There are certain factors which may contribute to the occurrence of chronic lymphocytic leukemia. They include patient's age, gender and race. Namely, chronic lymphocytic leukemia is usually diagnosed in people who are over 50. Furthermore, men are more prone to this type of leukemia comparing to women. And finally, white people are the most susceptible race to chronic lymphocytic leukemia. Apart from the previously mentioned this type of cancer affects people who have had family history of blood and bone marrow cancers and it is also common for people exposed to certain herbicides and insecticides.
Symptoms of Chronic Lymphocytic Leukemia
The disease may be asymptomatic and once the symptoms fully develop they include fatigue, fever, night sweats, weight loss, frequent infections, enlarged and painless lymph nodes.

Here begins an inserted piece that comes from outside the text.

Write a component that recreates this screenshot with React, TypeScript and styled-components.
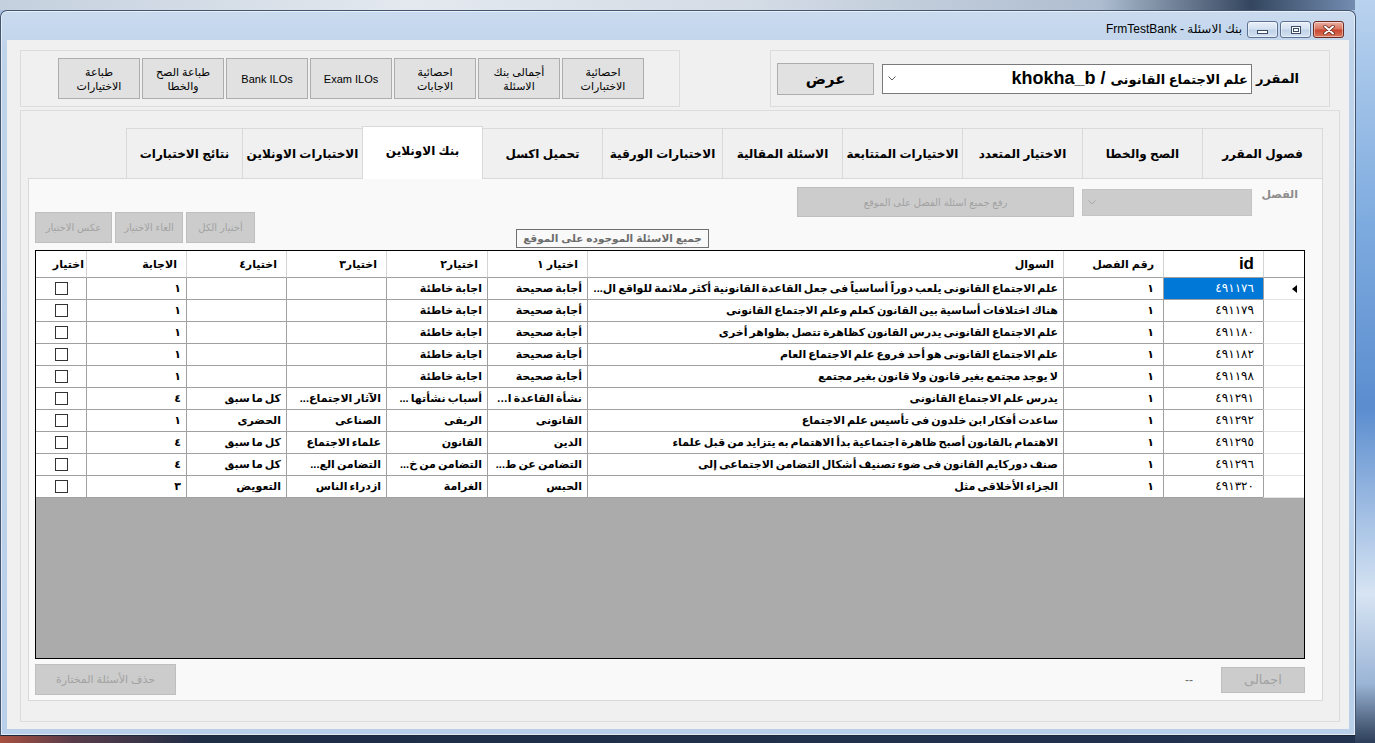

People suffering from this type of leukemia are highly susceptible to infections, particularly infections of the upper and lower respiratory tract. They are also prone to other cancers such as Kaposi's sarcoma, melanoma, bladder, lung and stomach cancer. One more problem of chronic lymphocytic leukemia is that it may switch to more aggressive form of the disease called large B-cell lymphoma.
Diagnosing Chronic Lymphocytic Leukemia
Patients suffering from chronic lymphocytic leukemia undergo several diagnostic tests. A complete blood count gives insight in the number of lymphocytes in a blood sample. It is essential to determinate the type of lymphocytes involved. A specific test called flow cytometry or immunophenotyping is very effective in making a differential diagnosis of chronic lymphocytic leukemia and other body's reactions such as infection.
Additional test includes fluorescence in situ hybridization which is an analysis for genetic abnormalities, bone marrow biopsy and/ or aspiration and computerized tomography (CT). According to all the obtained data the doctor stages the disease.
Treatment for Chronic Lymphocytic Leukemia
The stage of leukemia as well as the overall health of a patient determines the treatment. The treatment does not have to start in early stages of the disease. These patients are carefully monitored and the treatment will start once the disease starts to progress.
Intermediate and advanced stages of chronic lymphocytic leukemia are treated with chemotherapy, target drug therapy and bone marrow stem cell transplant.
There are also clinical trials which test new treatments as well as new ways of using already existing treatments. Unfortunately, clinical trials cannot guarantee a cure.